Hub is the orchestrator that takes incoming payload that contains a request for a certain configuration of browser.If the grid has a node that matches the browser configuration requested in the payload, the hub establishes a session and the script commands execute on that browser from there on. If there is no match, then hub returns an error

Node registers to a hub with a certain list of browsers it has. There are number of configuration options and we will talk in detail. A node can have multiple instances of browsers.

Architecture and WorkFlow

Local/WebDriver Execution

Whenever we execute a selenium script on a local box, the below is the general architecture flow. This flow represents local execution, otherwise WebDriver execution.

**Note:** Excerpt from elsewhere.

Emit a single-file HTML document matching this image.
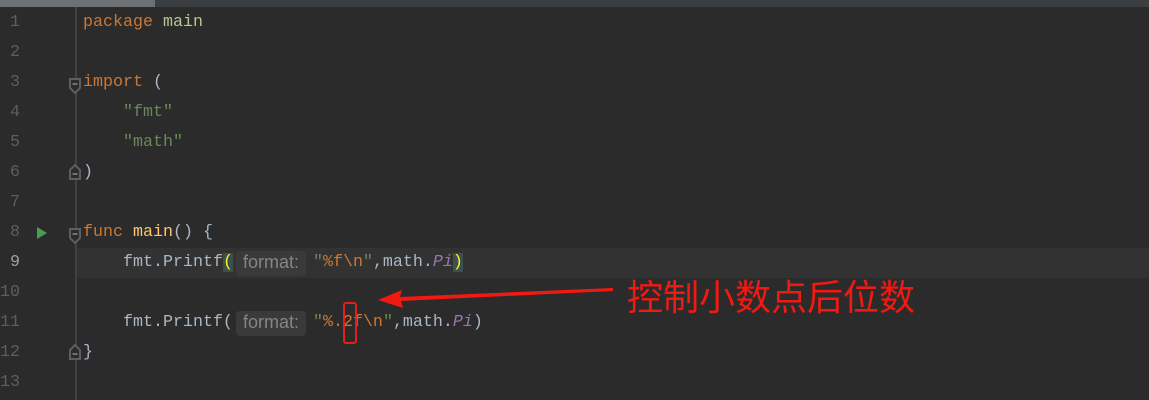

  • Our code (Ruby, Java, c# whatever) communicates with Selenium WebDriver or otherwise the Browser specific client driver that acts as HTTP proxy. Ex: chromedriver.exe, IEDriverServer.exe, SafariDriver etc.
  • A session is created and then the HTTP request and response communication happens. Request is asking to click, set text etc. Response is getting the result of each command, get text, results of execution and so on
  • The difference between Selenium RC [Selenium 1.0 and earlier] and WebDriver is that WebDriver makes native browser calls whereas RC injects javascript into the browser that in turn gets executed.

Selenium_webdriver

A little more details

A little more detailed diagram that explains the HTTP calls that happen between the code – Webdriver – Browser. As you can see the AUT (application under test), otherwise the URL of the application will be loaded into the DOM of the browser, once a session is established. After the session is created, then it is back-forth communication between in the same path as shown below.

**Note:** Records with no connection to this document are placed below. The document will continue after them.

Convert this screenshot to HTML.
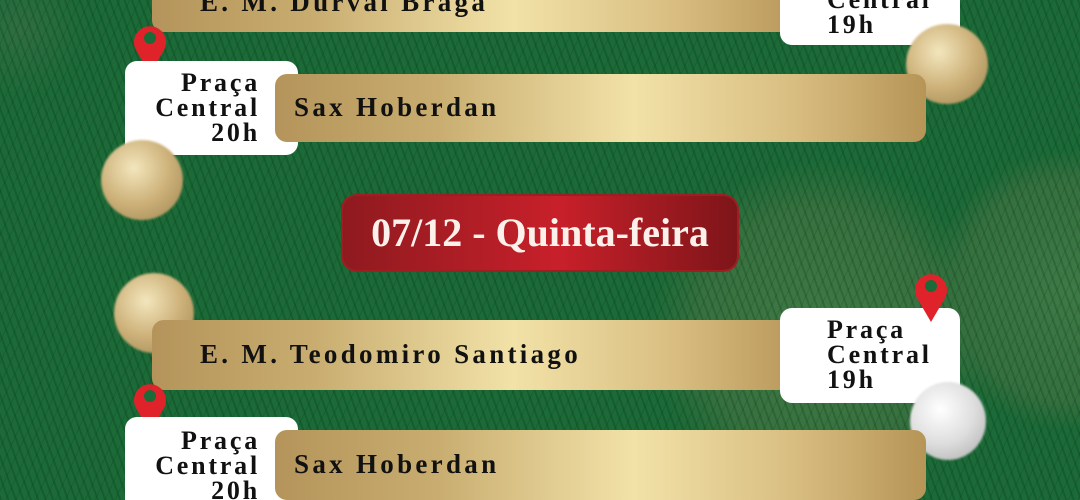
<!DOCTYPE html>
<html><head><meta charset="utf-8"><style>
*{margin:0;padding:0;box-sizing:border-box}
html,body{width:1080px;height:500px;overflow:hidden}
body{position:relative;
background:radial-gradient(circle at 820px 330px,#3f7a45 0,#37713f 120px,rgba(0,0,0,0) 170px),radial-gradient(circle at 1070px 290px,#3d7a46 0,#35703f 110px,rgba(0,0,0,0) 140px),radial-gradient(circle at 20px 30px,#2f6e40 0,rgba(0,0,0,0) 70px),#1b6a37;
font-family:"Liberation Serif",serif;}
.tex{position:absolute;inset:0;background:repeating-linear-gradient(70deg,rgba(0,30,10,.18) 0 2px,rgba(0,0,0,0) 2px 7px),repeating-linear-gradient(115deg,rgba(0,40,15,.15) 0 1px,rgba(0,0,0,0) 1px 9px)}
.gold{position:absolute;border-radius:12px;background:linear-gradient(90deg,#b4945a 0%,#c9ad70 25%,#f2e2a8 55%,#d8bd80 80%,#b69557 100%);}
.white{position:absolute;background:#fff;border-radius:12px;}
.t{position:absolute;font-weight:bold;color:#111;font-size:27px;letter-spacing:3.3px;line-height:25px;white-space:nowrap}
.r{font-size:26px;letter-spacing:2.8px}
.orn{position:absolute;border-radius:50%;filter:blur(1px)}
.g{background:radial-gradient(circle at 40% 35%,#f3e6bd,#cdb179 50%,#9d8350 100%)}
.s{background:radial-gradient(circle at 40% 35%,#fff,#dedede 50%,#a9a9a9 100%)}
.pin{position:absolute;width:36px;height:54px}
</style></head><body>
<div class="tex"></div>

<div class="gold" style="left:152px;top:-30px;width:656px;height:62px"></div>
<div class="t" style="left:200px;top:-10px">E. M. Durval Braga</div>
<div class="white" style="left:780px;top:-40px;width:180px;height:85px"></div>
<div class="t r" style="left:827px;top:-13px">Central<br>19h</div>
<div class="orn g" style="left:906px;top:24px;width:82px;height:80px"></div>

<svg class="pin" style="left:132px;top:20px" viewBox="0 0 36 54"><path d="M18 54 L4 30 A16 16 0 1 1 32 30 Z" fill="#e0232b"/><circle cx="18" cy="18" r="6" fill="#1b6a37"/></svg>
<div class="white" style="left:125px;top:61px;width:173px;height:94px"></div>
<div class="t r" style="left:130px;top:70px;width:130px;text-align:right">Praça<br>Central<br>20h</div>
<div class="gold" style="left:275px;top:74px;width:651px;height:68px"></div>
<div class="t" style="left:294px;top:95px">Sax Hoberdan</div>
<div class="orn g" style="left:101px;top:140px;width:82px;height:80px"></div>

<div style="position:absolute;left:343px;top:196px;width:394px;height:74px;border-radius:14px;background:linear-gradient(90deg,#8e1a1f,#c8202a 55%,#7d1519);box-shadow:0 0 0 2px #a01d22"></div>
<div style="position:absolute;left:343px;top:196px;width:394px;height:74px;line-height:74px;text-align:center;color:#fbf1ea;font-size:40px;font-weight:bold">07/12 - Quinta-feira</div>

<div class="orn g" style="left:114px;top:273px;width:80px;height:80px"></div>
<div class="gold" style="left:152px;top:320px;width:656px;height:70px"></div>
<div class="t" style="left:200px;top:342px">E. M. Teodomiro Santiago</div>
<div class="white" style="left:780px;top:308px;width:180px;height:95px"></div>
<div class="t r" style="left:827px;top:317px">Praça<br>Central<br>19h</div>
<svg class="pin" style="left:913px;top:268px" viewBox="0 0 36 54"><path d="M18 54 L4 30 A16 16 0 1 1 32 30 Z" fill="#e0232b"/><circle cx="18" cy="18" r="6" fill="#1b6a37"/></svg>
<div class="orn s" style="left:910px;top:382px;width:76px;height:78px"></div>

<svg class="pin" style="left:132px;top:378px" viewBox="0 0 36 54"><path d="M18 54 L4 30 A16 16 0 1 1 32 30 Z" fill="#e0232b"/><circle cx="18" cy="18" r="6" fill="#1b6a37"/></svg>
<div class="white" style="left:125px;top:417px;width:173px;height:100px"></div>
<div class="t r" style="left:130px;top:428px;width:130px;text-align:right">Praça<br>Central<br>20h</div>
<div class="gold" style="left:275px;top:430px;width:651px;height:70px"></div>
<div class="t" style="left:294px;top:452px">Sax Hoberdan</div>
</body></html>
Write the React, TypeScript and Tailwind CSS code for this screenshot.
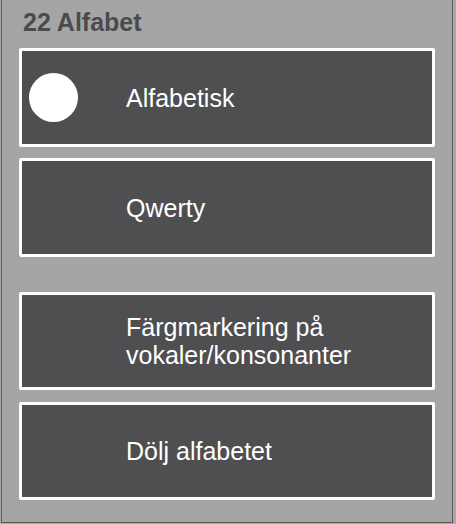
const options = [
  { label: "Alfabetisk", selected: true, height: "h-[99px]", gap: "" },
  { label: "Qwerty", selected: false, height: "h-[99px]", gap: "mt-[11px]" },
  {
    label: "Färgmarkering på vokaler/konsonanter",
    selected: false,
    height: "h-[98px]",
    gap: "mt-[35px]",
  },
  { label: "Dölj alfabetet", selected: false, height: "h-[98px]", gap: "mt-[12px]" },
];

export default function App() {
  return (
    <div className="h-[524px] w-[456px] bg-[#a8a8a8] font-['Liberation_Sans',Arial,sans-serif]">
      <div className="ml-px h-[523px] w-[452px] border-x border-b border-[#5c5c5c] bg-[#a5a5a5] pl-[17px] pt-[8px]">
        <h1 className="pl-[4px] text-[25px] font-bold leading-[28px] text-[#4b4b4d]">
          22 Alfabet
        </h1>
        <div className="mt-[12px] flex flex-col">
          {options.map((option) => (
            <button
              className={`${option.gap} ${option.height} flex w-[416px] items-center rounded-[2px] border-[3px] border-white bg-[#4f4f51] text-left`}
              key={option.label}
              type="button"
            >
              <span className="flex w-[104px] shrink-0 items-center">
                {option.selected ? (
                  <span className="ml-[7px] block h-[49px] w-[49px] rounded-full bg-white" />
                ) : null}
              </span>
              <span className="max-w-[240px] text-[25px] leading-[28px] text-white">
                {option.label}
              </span>
            </button>
          ))}
        </div>
      </div>
    </div>
  );
}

selenium-rc_architecturepng

RemoteWebDriver / GRID Execution

As we mentioned above in the beginning, one task would be to set up a GRID and another would be to use RemoteWebDriver api to consume the capabilities offered by the grid.

The below architecture diagram is assuming that you have a GRID set up already with the browser combinations as mentioned in each Node. Without going into too many details, here are the basic steps to be able to work with a GRID

  1. Decide what  versions of browsers are required for your cross-browser testing – Have a Matrix with the parameters [Browser,version,platform]. We will talk more as we move in in this tutorial
  2. Install the browsers on different machines [GRID nodes]
  3. Have the WebDrivers (chromedriver.exe, IEdriverServer.exe…) available in environent PATH
  4. Start the Selenium GRID HUB on a machine
  5. Start and register all GRID nodes[Step 2] to the HUB
  6. At this point, we should have a Selenium GRID up and running
  7. In the automation code, use RemoteWebDriver api and set the DesiredCapabilities object values [You can use any supported language Ruby, Java, C# ….]. The RemoteWebDriver api will have a url that points to the GRID HUB.
  8. That is it ! Once you execute, the execution starts on the node that matches the requested browser

We will do this step by step as we move in this tutorial, but first let’s look at the overall architecture diagram as to how the workflow happens. Some jargon below.

  • JSON over wire: JSON messages hold the entire information that is required by the server [can be Selenium GRID or WebDriver components] and hence instead of RPC, plain JSON messages are exchanged between server and client. Also referred to as WebDriver protocol
  • Desired Capabilities: Object in automation code that has requesting browser configuration information
  • RemoteWebDriver: Object in automation code that knows how to communicate remotely with WebDriver / Selenium GRID

Overall_GRID_architecture

Summary

We tried to convey as much information as possible yet keeping the concepts simple. However please bear in mind that Selenium GRID value is fully realized on a network meaning the value add is when we set up a swarm of machines that have different kinds of browsers. Of course we can execute our scripts by starting a GRID on a local machine, however we could as well just execute using WebDriver. Using a RemoteWebDriver (aka. GRID) would be an overkill.

Also bear in mind, that since Selenium GRID goes on a network, we might have to work with network teams in corporate environments to see if specific ports are blocked and NOT assume that if it works locally, then it works on a network.

One last thought. Setting up a selenium GRID and managing it [creating logs, monitors for health etc.] is a significant time consuming task. Hence if you are a corporate environment and you would NOT want to manage it on-premise, you have other options like Sauce Labs that of course comes at a cost. So please do a cost-benefit analysis before jumping into implementation right away.

My advice would be to start with Selenium GRID have a couple of machines spin up into a GRID, run with it for a while and based on your requirements in terms of increasing cross browser versions, make a decision if you would like to use cloud services like Sauce Labs. Many start ups and small/medium businesses set up their own GRID in house, because it is extremely easy to set up and you can tear it down and change configuration [there are many configuration options] as you mature with it.